James Goldman’s play does not claim to have any historical accuracy, but he cleverly interweaves real historical events and characters to suggest what might have been, and gives us a ‘prequel’ to the stories of Richard I and King John. Ever wondered why Richard I spent almost his entire life away from his ‘loved ones’ fighting wars on the other side of the world? Ever wondered why King John made himself so unpopular? You might find the answer here. The play itself is packed with sharp and witty dialogue as the warring family tear into each other, swapping and realigning allegiances, using house guest King Phillip of France as a focal point. Henry’s desire to finalise his successor is constantly undermined from all sides (including himself), but we are left in no doubt that Eleanor is his match, and they love and hate each other in equal measure.
The cast of Trevor Nunn’s revival have a tough act to follow, when we consider the cast of the 1968 film, which included Peter O’Toole, Katharine Hepburn, Anthony Hopkins and a very youthful Timothy Dalton. Robert Lindsay reminds us what an accomplished actor he is, and this role allows him to combine the gravitas required for a King with the sharp wit that has made him so popular in TV sitcoms. He dominates the stage with ease, and we often found ourselves waiting for him to come back. In some respects, Joanna Lumley is perfectly cast as Queen Eleanor. She has a natural regal quality and is believable as the aging queen, reduced to using her feminine wiles to get what she wants. However, the play demands an emotional rawness which ultimately she doesn’t deliver – perhaps her lack of stage experience is a factor.

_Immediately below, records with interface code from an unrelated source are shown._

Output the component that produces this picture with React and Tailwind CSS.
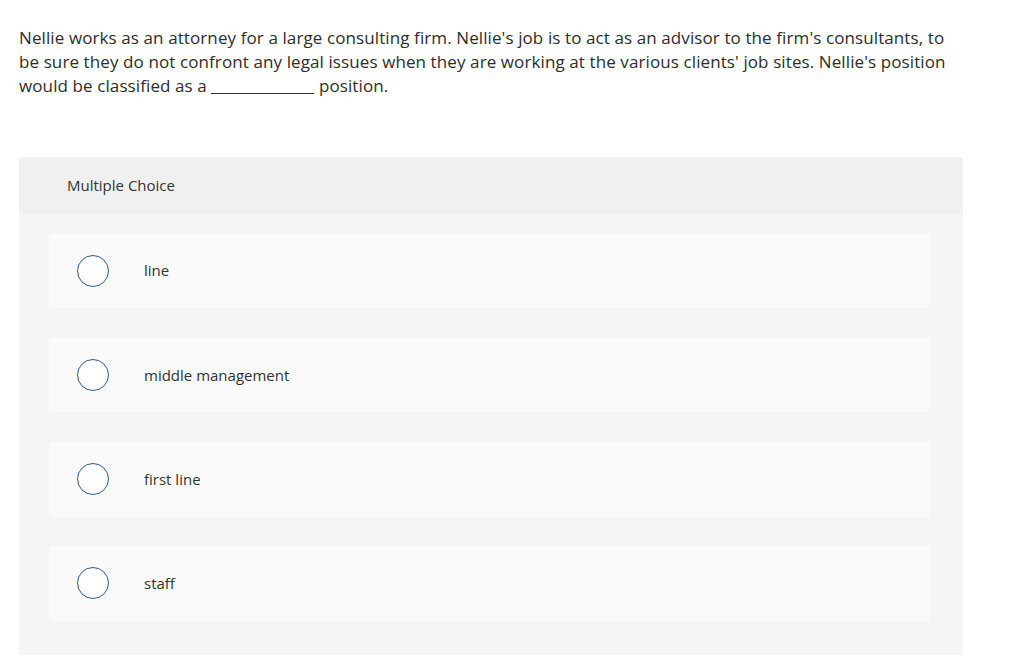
const options = ["line", "middle management", "first line", "staff"];

function Option({ label }) {
  return (
    <div className="flex h-[75px] items-center rounded-[3px] bg-[#fafafa]">
      <span className="ml-[28px] box-border h-[32px] w-[32px] shrink-0 rounded-full border-[1.5px] border-[#2b5e94] bg-white"></span>
      <span className="ml-[35px] text-[15px] text-[#333]">{label}</span>
    </div>
  );
}

export default function App() {
  return (
    <div className="min-h-screen bg-white font-['Open_Sans',sans-serif] text-[#2d2d2d]">
      <div className="px-[19px] pt-[26px]">
        <p className="w-[935px] text-[17px] leading-[24px] tracking-[0.1px]">
          Nellie works as an attorney for a large consulting firm. Nellie's job is to act as an advisor to the firm's
          consultants, to be sure they do not confront any legal issues when they are working at the various clients'
          job sites. Nellie's position would be classified as a{" "}
          <span className="inline-block w-[103px] translate-y-[2px] border-b border-[#2d2d2d] align-baseline"></span>{" "}
          position.
        </p>
      </div>
      <div className="mx-[19px] mt-[59px] w-[944px] overflow-hidden rounded-t-[3px] bg-[#f5f5f5]">
        <div className="flex h-[57px] items-center bg-[#f0f0f0] pl-[48px] text-[15px] text-[#333]">
          Multiple Choice
        </div>
        <div className="flex flex-col gap-[29.3px] pb-[34px] pl-[30px] pr-[33px] pt-[19px]">
          {options.map((o) => (
            <Option key={o} label={o} />
          ))}
        </div>
      </div>
    </div>
  );
}
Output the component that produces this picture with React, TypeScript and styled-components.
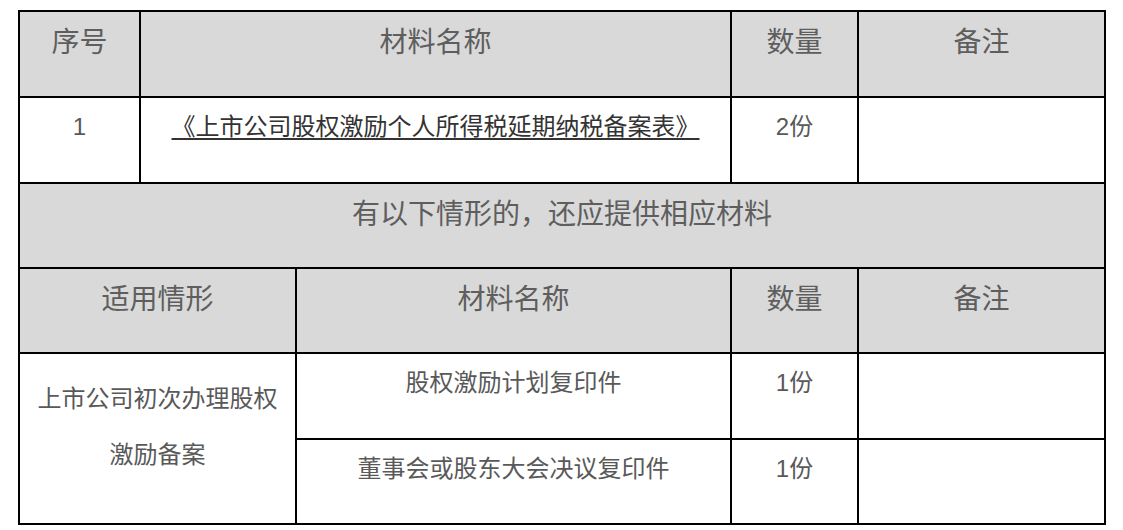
import React from "react"
import styled, { createGlobalStyle } from "styled-components"

const GlobalStyle = createGlobalStyle`
  html, body {
    margin: 0;
    padding: 0;
    background: #fff;
  }
  body {
    font-family: "Liberation Sans", "Noto Sans CJK SC", sans-serif;
  }
`

const Page = styled.div`
  padding: 10px 0 0 18px;
`

const Table = styled.table`
  width: 1088px;
  border-collapse: collapse;
  table-layout: fixed;
  border: 2px solid #000;
`

const Row = styled.tr<{ $h?: number }>`
  height: ${(p) => p.$h || 86}px;
`

const HeadCell = styled.td`
  border: 2px solid #000;
  background: #d9d9d9;
  color: #5e5e5e;
  font-size: 28px;
  line-height: 40px;
  text-align: center;
  vertical-align: top;
  padding: 11px 6px 0;
`

const Cell = styled.td<{ $tall?: boolean }>`
  border: 2px solid #000;
  background: #fff;
  color: #595959;
  font-size: 24px;
  line-height: ${(p) => (p.$tall ? 56 : 36)}px;
  text-align: center;
  vertical-align: top;
  padding: ${(p) => (p.$tall ? 17 : 11)}px 6px 0;
`

const DocLink = styled.span`
  color: #333;
  text-decoration: underline;
  text-decoration-thickness: 2px;
  text-underline-offset: 3px;
`

const colWidths = [121, 156, 435, 127, 247]

const App = () => {
  return (
    <Page>
      <GlobalStyle />
      <Table>
        <colgroup>
          {colWidths.map((w, i) => (
            <col key={i} style={{ width: w }} />
          ))}
        </colgroup>
        <tbody>
          <Row $h={86}>
            <HeadCell>序号</HeadCell>
            <HeadCell colSpan={2}>材料名称</HeadCell>
            <HeadCell>数量</HeadCell>
            <HeadCell>备注</HeadCell>
          </Row>
          <Row $h={86}>
            <Cell>1</Cell>
            <Cell colSpan={2}>
              <DocLink>《上市公司股权激励个人所得税延期纳税备案表》</DocLink>
            </Cell>
            <Cell>2份</Cell>
            <Cell></Cell>
          </Row>
          <Row $h={85}>
            <HeadCell colSpan={5}>有以下情形的，还应提供相应材料</HeadCell>
          </Row>
          <Row $h={85}>
            <HeadCell colSpan={2}>适用情形</HeadCell>
            <HeadCell>材料名称</HeadCell>
            <HeadCell>数量</HeadCell>
            <HeadCell>备注</HeadCell>
          </Row>
          <Row $h={86}>
            <Cell colSpan={2} rowSpan={2} $tall>
              上市公司初次办理股权
              <br />
              激励备案
            </Cell>
            <Cell>股权激励计划复印件</Cell>
            <Cell>1份</Cell>
            <Cell></Cell>
          </Row>
          <Row $h={85}>
            <Cell>董事会或股东大会决议复印件</Cell>
            <Cell>1份</Cell>
            <Cell></Cell>
          </Row>
        </tbody>
      </Table>
    </Page>
  )
}

export default App
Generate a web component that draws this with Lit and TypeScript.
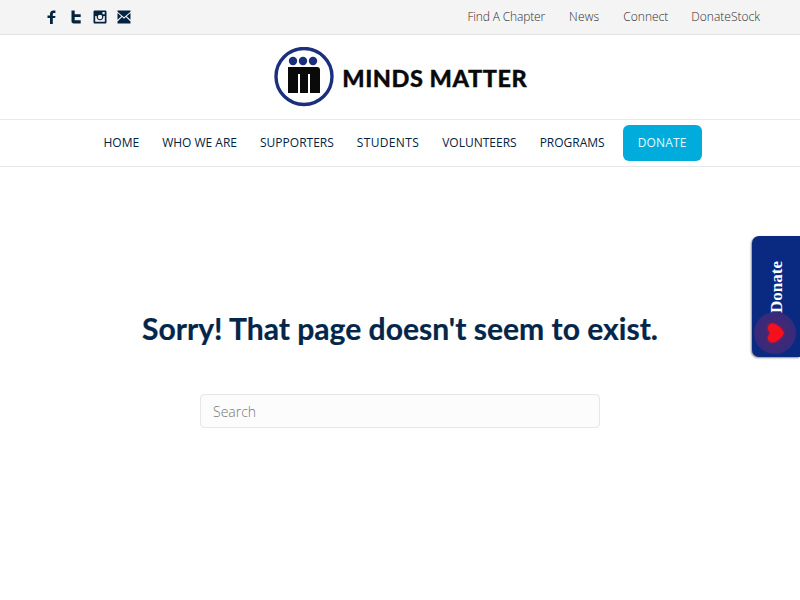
import { LitElement, html, css } from "lit";
import { customElement } from "lit/decorators.js";

@customElement("app-root")
export class AppRoot extends LitElement {
  static styles = css`
    :host { display: block; position: relative; height: 600px; overflow: hidden; background: #fff; font-family: "Open Sans", sans-serif; }
    .top { height: 34px; background: #f4f4f4; border-bottom: 1px solid #e3e4e5; display: flex; justify-content: space-between; align-items: center; padding: 0 40px 0 45px; }
    .social { display: flex; gap: 10px; align-items: center; }
    .social svg { width: 14px; height: 14px; display: block; fill: #04233f; }
    .links { display: flex; gap: 23px; font-size: 12px; font-weight: 300; color: #2e2e2e; padding-bottom: 2px; }
    .tight { letter-spacing: -0.15px; margin-right: 1px; }
    .loose { letter-spacing: 0.2px; margin-right: 1px; }
    .brand { height: 84px; display: flex; justify-content: center; align-items: center; padding-left: 1px; }
    .logo { display: flex; align-items: center; gap: 8.500px; }
    .logo svg { width: 60px; height: 60px; display: block; }
    .logo span { font-family: Lato, sans-serif; font-weight: 900; font-size: 23.5px; letter-spacing: 0.55px; color: #0a0a0a; white-space: nowrap; -webkit-text-stroke: 0.3px #0a0a0a; padding-top: 1px; }
    nav { height: 46px; border-top: 1px solid #e6e8e9; border-bottom: 1px solid #e6e8e9; display: flex; justify-content: center; align-items: center; gap: 23px; font-size: 12px; color: #04233f; padding-left: 5px; }
    .item { padding-bottom: 2px; }
    .wide { letter-spacing: 0.35px; }
    .btn { background: #00acdb; color: #e6f7fc; border-radius: 6px; height: 36px; box-sizing: border-box; padding: 0 15px 2px; display: flex; align-items: center; margin-left: -5px; letter-spacing: 0.15px; }
    main { display: flex; flex-direction: column; align-items: center; padding-top: 142px; }
    h1 { margin: 0; font-family: Lato, sans-serif; font-weight: 700; font-size: 30.1px; line-height: 38px; color: #04264a; -webkit-text-stroke: 0.2px #04264a; }
    .search { margin-top: 47px; width: 400px; height: 34px; box-sizing: border-box; border: 1px solid #e6e6e6; border-radius: 4px; background: #fcfcfc; padding: 0 12px; display: flex; align-items: center; font-size: 14px; font-weight: 300; color: #777; }
    .donate { position: absolute; left: 752px; top: 236px; width: 48px; height: 121px; box-sizing: border-box; background: #0a2a82; border-radius: 7px 0 0 7px; box-shadow: -1px 1px 2px rgba(0,0,0,.45); }
    .donate b { position: absolute; left: 25px; top: 25px; writing-mode: vertical-rl; transform: translateX(-50%) rotate(180deg); font-family: "Liberation Serif", serif; font-size: 17px; font-weight: 700; color: #fff; line-height: 18px; height: 52px; text-align: center; white-space: nowrap; }
    .halo { position: absolute; left: 2px; top: 76px; width: 42px; height: 42px; border-radius: 50%; background: radial-gradient(circle, #4a2772 0%, #382a7a 65%, #242a80 100%); display: flex; align-items: center; justify-content: center; }
    .halo svg { width: 17px; height: 20px; fill: #f5101c; display: block; filter: drop-shadow(0 0 1px #f5101c); }
  `;
  render() {
    return html`
      <div class="top">
        <div class="social">
          <svg viewBox="0 0 14 14"><path d="M5 14V8H2.500V5.400H5V4c0-2.300 1.300-3.500 3.400-3.500.9 0 1.800.1 2 .1v2.400H9.100c-1 0-1.300.5-1.300 1.200v1.700h2.700L10.100 8H7.800v6z"/></svg>
          <svg viewBox="0 0 14 14"><path d="M2.500 .5h3.200v3.800h6V7h-6v3.300h6V13.500H4.700c-1.300 0-2.200-.9-2.200-2.200z"/></svg>
          <svg viewBox="0 0 14 14"><path fill-rule="evenodd" d="M1.800 .5h10.400c.7 0 1.300.6 1.300 1.300v10.400c0 .7-.6 1.300-1.300 1.300H1.800c-.7 0-1.300-.6-1.300-1.300V1.800C.5 1.100 1.100 .5 1.800 .5zm7.700 1.500v2.200h2.200V2zM2.200 6v5.800h9.600V6h-1.500a3.400 3.400 0 1 1-6.600 0zM7 4.800a2.200 2.200 0 1 0 0 4.400 2.200 2.200 0 0 0 0-4.400z"/></svg>
          <svg viewBox="0 0 14 14"><path d="M.5.500h13v1.200L7 7.200.5 1.700zM.5 3l3.800 3.300L.5 9.800zM13.500 3v6.800L9.700 6.300zM.5 11.500l4.600-4.400L7 8.700l1.900-1.600 4.600 4.400v2H.5z"/></svg>
        </div>
        <div class="links"><span class="tight">Find A Chapter</span><span class="loose">News</span><span>Connect</span><span>DonateStock</span></div>
      </div>
      <div class="brand">
        <div class="logo">
          <svg viewBox="0 0 60 60">
            <circle cx="30" cy="29.500" r="28" fill="none" stroke="#1b2f7c" stroke-width="3.400"/>
            <circle cx="19" cy="14" r="4.200" fill="#1b2f7c"/><circle cx="29" cy="14" r="4.200" fill="#1b2f7c"/><circle cx="39" cy="14" r="4.200" fill="#1b2f7c"/>
            <path d="M14 20h29c2 0 3 1 3 3v23H36V27h-2v19H26V27h-2v19H14z" fill="#0a0a0a"/>
          </svg>
          <span>MINDS MATTER</span>
        </div>
      </div>
      <nav>
        <span class="item">HOME</span><span class="item">WHO WE ARE</span><span class="item">SUPPORTERS</span><span class="item wide">STUDENTS</span><span class="item">VOLUNTEERS</span><span class="item">PROGRAMS</span><span class="btn">DONATE</span>
      </nav>
      <main>
        <h1>Sorry! That page doesn't seem to exist.</h1>
        <div class="search">Search</div>
      </main>
      <div class="donate">
        <b>Donate</b>
        <div class="halo"><svg viewBox="0 0 17 20"><path d="M17 10C15 14 10 19 6 19.500 2 19.500 0 16 1.500 13 2.500 11.500 3 10.500 3 10 3 9.500 2.500 8.500 1.500 7 0 4 2 .5 6 .5 10 1 15 6 17 10z"/></svg></div>
      </div>
    `;
  }
}
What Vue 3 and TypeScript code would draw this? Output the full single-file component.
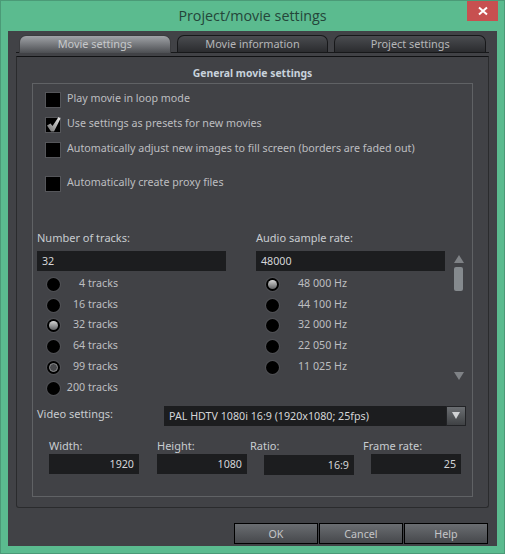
<script setup lang="ts">
import { ref } from 'vue'

const tabs = ['Movie settings', 'Movie information', 'Project settings']
const activeTab = ref(0)

const options = [
  { label: 'Play movie in loop mode', checked: false, cls: 'gap-a' },
  { label: 'Use settings as presets for new movies', checked: true, cls: 'gap-a' },
  { label: 'Automatically adjust new images to fill screen (borders are faded out)', checked: false, cls: 'gap-b' },
  { label: 'Automatically create proxy files', checked: false, cls: '' }
]

const tracks = [
  { label: '4 tracks', state: '' },
  { label: '16 tracks', state: '' },
  { label: '32 tracks', state: 'on' },
  { label: '64 tracks', state: '' },
  { label: '99 tracks', state: 'focus' },
  { label: '200 tracks', state: '' }
]

const rates = [
  { label: '48 000 Hz', state: 'on' },
  { label: '44 100 Hz', state: '' },
  { label: '32 000 Hz', state: '' },
  { label: '22 050 Hz', state: '' },
  { label: '11 025 Hz', state: '' }
]

const fields = [
  { label: 'Width:', value: '1920', cls: 'f-width' },
  { label: 'Height:', value: '1080', cls: 'f-height' },
  { label: 'Ratio:', value: '16:9', cls: 'f-ratio' },
  { label: 'Frame rate:', value: '25', cls: 'f-rate' }
]

const buttons = ['OK', 'Cancel', 'Help']
</script>

<template>
  <div class="window">
    <div class="titlebar">
      <span class="title">Project/movie settings</span>
      <div class="close">
        <svg width="10" height="10" viewBox="0 0 10 10">
          <path d="M1 1.5 L9 8.5 M9 1.5 L1 8.5" stroke="#fff" stroke-width="2" fill="none" />
        </svg>
      </div>
    </div>

    <div class="client">
      <div class="tabs">
        <div
          v-for="(tab, i) in tabs"
          :key="tab"
          class="tab"
          :class="{ active: i === activeTab }"
          @click="activeTab = i"
        >
          {{ tab }}
        </div>
      </div>

      <div class="panel">
        <div class="heading">General movie settings</div>

        <div class="group">
          <div class="checks">
            <div v-for="opt in options" :key="opt.label" class="check-row" :class="opt.cls">
              <span class="checkbox">
                <svg v-if="opt.checked" width="16" height="18" viewBox="0 0 16 18">
                  <defs>
                    <linearGradient id="tick" x1="1" y1="0" x2="0" y2="1">
                      <stop offset="0" stop-color="#ececec" />
                      <stop offset="1" stop-color="#6c6c6c" />
                    </linearGradient>
                  </defs>
                  <path d="M2 10.5 L5.5 8.5 L7.5 11 L13.5 2 L15.5 3.5 L9 16.5 L6 16.5 Z" fill="url(#tick)" />
                </svg>
              </span>
              <span class="check-label">{{ opt.label }}</span>
            </div>
          </div>

          <div class="columns">
            <div class="col">
              <div class="col-label">Number of tracks:</div>
              <div class="input">32</div>
              <div class="radios">
                <div v-for="t in tracks" :key="t.label" class="radio-row">
                  <span class="radio" :class="t.state"></span>
                  <span class="track-label">{{ t.label }}</span>
                </div>
              </div>
            </div>

            <div class="col">
              <div class="col-label">Audio sample rate:</div>
              <div class="input">48000</div>
              <div class="radios">
                <div v-for="r in rates" :key="r.label" class="radio-row">
                  <span class="radio" :class="r.state"></span>
                  <span class="rate-label">{{ r.label }}</span>
                </div>
              </div>
            </div>

            <div class="scrollbar">
              <span class="arrow up"></span>
              <span class="thumb"></span>
              <span class="arrow down"></span>
            </div>
          </div>

          <div class="video-row">
            <span class="video-label">Video settings:</span>
            <div class="select">
              <span class="select-text">PAL HDTV 1080i 16:9 (1920x1080; 25fps)</span>
              <span class="select-btn"><span class="arrow-sm"></span></span>
            </div>
          </div>

          <div class="fields">
            <div v-for="f in fields" :key="f.label" class="field" :class="f.cls">
              <div class="field-label">{{ f.label }}</div>
              <div class="input right">{{ f.value }}</div>
            </div>
          </div>
        </div>
      </div>

      <div class="footer">
        <button v-for="b in buttons" :key="b" class="btn">{{ b }}</button>
      </div>
    </div>
  </div>
</template>

<style>
html,
body {
  margin: 0;
  background: #5bbb8f;
}
</style>

<style scoped>
.window {
  width: 505px;
  height: 554px;
  box-sizing: border-box;
  border: 1px solid #4b9a77;
  background: #5bbb8f;
  padding: 0 7px 7px;
  display: flex;
  flex-direction: column;
  overflow: hidden;
  font-family: "Noto Sans", sans-serif;
  font-size: 10.7px;
  color: #bdbec0;
}

.titlebar {
  height: 30px;
  position: relative;
  display: flex;
  align-items: center;
  justify-content: center;
  flex: none;
}

.title {
  font-family: "Open Sans", sans-serif;
  font-size: 14.3px;
  color: #24463a;
  margin-bottom: 2px;
}

.close {
  position: absolute;
  top: -1px;
  right: -1px;
  width: 31px;
  height: 21px;
  background: #c75050;
  display: flex;
  align-items: center;
  justify-content: center;
}

.client {
  flex: 1;
  background: #414246;
  padding: 4px 8px 0;
  display: flex;
  flex-direction: column;
}

.tabs {
  display: flex;
  gap: 6px;
  padding: 0 3px;
  height: 18px;
  box-sizing: border-box;
  border-bottom: 1px solid #17181a;
  flex: none;
}

.tab {
  width: 152px;
  box-sizing: border-box;
  height: 17px;
  border: 1px solid #17181a;
  border-bottom: none;
  border-radius: 7px 7px 0 0;
  background: linear-gradient(#4a4c50, #2b2c2f);
  text-align: center;
  line-height: 15px;
  font-size: 10.9px;
  color: #b5b6b8;
}

.tab.active {
  height: 18px;
  border-color: #3a3b3e;
  background: linear-gradient(#a0a3a7, #4c4e52);
  color: #c6c8ca;
}

.panel {
  margin-top: 3px;
  flex: none;
  height: 452px;
  box-sizing: border-box;
  border: 1px solid #2a2b2d;
  border-top: 1px solid #111214;
  border-radius: 0 0 3px 3px;
  padding: 0 15px;
  display: flex;
  flex-direction: column;
}

.heading {
  text-align: center;
  font-weight: bold;
  font-size: 10.4px;
  height: 26px;
  line-height: 32px;
  color: #c8d2dc;
  flex: none;
}

.group {
  height: 414px;
  box-sizing: border-box;
  border: 1px solid #606265;
  flex: none;
}

.checks {
  padding: 8px 0 0 13px;
}

.check-row {
  display: flex;
  align-items: center;
  gap: 7px;
  height: 15px;
}

.check-label {
  padding-bottom: 3px;
}

.gap-a {
  margin-bottom: 10px;
}

.gap-b {
  margin-bottom: 19px;
}

.checkbox {
  width: 14px;
  height: 14px;
  flex: none;
  background: #000;
  outline: 1px solid #55565a;
  position: relative;
}

.checkbox svg {
  position: absolute;
  left: -1px;
  top: -3px;
}

.columns {
  display: flex;
  margin-top: 40px;
  padding-left: 4px;
}

.col {
  width: 189px;
  margin-right: 30px;
  flex: none;
}

.col + .col {
  margin-right: 9px;
}

.col-label {
  height: 15px;
  line-height: 14px;
  margin-bottom: 5px;
  font-size: 11px;
  color: #c8ccd0;
}

.input {
  height: 20px;
  line-height: 20px;
  background: #1c1d1f;
  color: #d4d5d7;
  padding: 0 5px;
  box-sizing: border-box;
}

.input.right {
  text-align: right;
}

.radios {
  margin-top: 3px;
}

.radio-row {
  display: flex;
  align-items: center;
  height: 20.8px;
  padding-left: 9.5px;
  white-space: nowrap;
}

.radio {
  width: 13px;
  height: 13px;
  flex: none;
  border-radius: 50%;
  background: #000;
  box-shadow: 0 0 0 1px #4f5054;
  position: relative;
}

.radio.on::after,
.radio.focus::after {
  content: "";
  position: absolute;
  left: 2px;
  top: 2px;
  width: 9px;
  height: 9px;
  box-sizing: border-box;
  border-radius: 50%;
}

.radio.on::after {
  background: linear-gradient(#d4d4d4, #5f6062);
}

.radio.focus::after {
  border: 1px solid #8d8e90;
  background: #48494c;
}

.track-label {
  width: 58.5px;
  text-align: right;
  padding-bottom: 3px;
}

.rate-label {
  margin-left: 19.5px;
  padding-bottom: 3px;
}

.scrollbar {
  width: 9px;
  height: 125px;
  margin-top: 24px;
  display: flex;
  flex-direction: column;
  align-items: center;
}

.arrow {
  width: 0;
  height: 0;
  border-left: 5px solid transparent;
  border-right: 5px solid transparent;
  flex: none;
}

.arrow.up {
  border-bottom: 8px solid #7f8286;
}

.arrow.down {
  border-top: 8px solid #7f8286;
  margin-top: auto;
}

.thumb {
  width: 9px;
  height: 24px;
  margin-top: 4px;
  border-radius: 2px;
  background: #858a8e;
}

.video-row {
  display: flex;
  align-items: flex-start;
  padding-left: 4px;
  margin-top: 7px;
}

.video-label {
  width: 127px;
  flex: none;
  line-height: 15px;
  font-size: 11px;
  color: #c8ccd0;
}

.select {
  width: 302px;
  height: 20px;
  background: #1c1d1f;
  display: flex;
  align-items: center;
  justify-content: space-between;
  color: #d4d5d7;
}

.select-text {
  padding-left: 5px;
}

.select-btn {
  width: 20px;
  height: 20px;
  box-sizing: border-box;
  border: 1px solid #222326;
  background: linear-gradient(#6b6e72, #3f4144);
  display: flex;
  align-items: center;
  justify-content: center;
}

.arrow-sm {
  width: 0;
  height: 0;
  border-left: 4px solid transparent;
  border-right: 4px solid transparent;
  border-top: 7px solid #d0d2d4;
}

.fields {
  display: flex;
  align-items: flex-start;
  padding-left: 16px;
  margin-top: 12px;
}

.field {
  width: 90px;
  flex: none;
}

.field-label {
  height: 15px;
  line-height: 16px;
  margin-bottom: 1px;
  font-size: 11px;
  color: #c8ccd0;
}

.f-height {
  margin-left: 18px;
}

.f-ratio {
  margin-left: 17px;
}

.f-ratio .field-label {
  margin-left: -14px;
  margin-bottom: 2px;
}

.f-rate {
  margin-left: 17px;
}

.f-rate .field-label {
  margin-left: -8px;
}

.footer {
  display: flex;
  justify-content: flex-end;
  gap: 1px;
  margin-top: 15px;
  padding-right: 1px;
}

.btn {
  width: 84px;
  height: 21px;
  box-sizing: border-box;
  padding: 0;
  border: 1px solid #000;
  margin: 0;
  background: linear-gradient(#6a6d71, #46484c);
  font: inherit;
  color: #c4c5c7;
}
</style>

When it comes to the supporting cast, none of the actors really seem to get to grips with their characters. The action feels as if it’s being played on one level, without any sense of the deeper emotions that drive them, and without this depth, the conflict becomes uninvolving. Looking at the bios of the younger actors, we were not surprised to find that they had very little professional stage experience. We were surprised however that Trevor Nunn chose to cast them – these are not minor roles. It is traditional to say nice things about the set as a euphemism for not liking the rest of the production. In this case however, we would like to say that we really did like the set. Stephen Brimson Lewis has created a cavernous space which convincingly suggests a medieval castle, uncluttered with only the essential furnishings and props and assisted by some imaginative and atmospheric lighting designed by Peter Mumford.
Did this play deserve a revival? We can see why the play has retained its popularity, with its sparkling dialogue, clever use of historical characters, and refreshing lack of reverence. But with every role a gem, this should be a vehicle for a high-calibre cast. Unfortunately only Robert Lindsay fitted this description.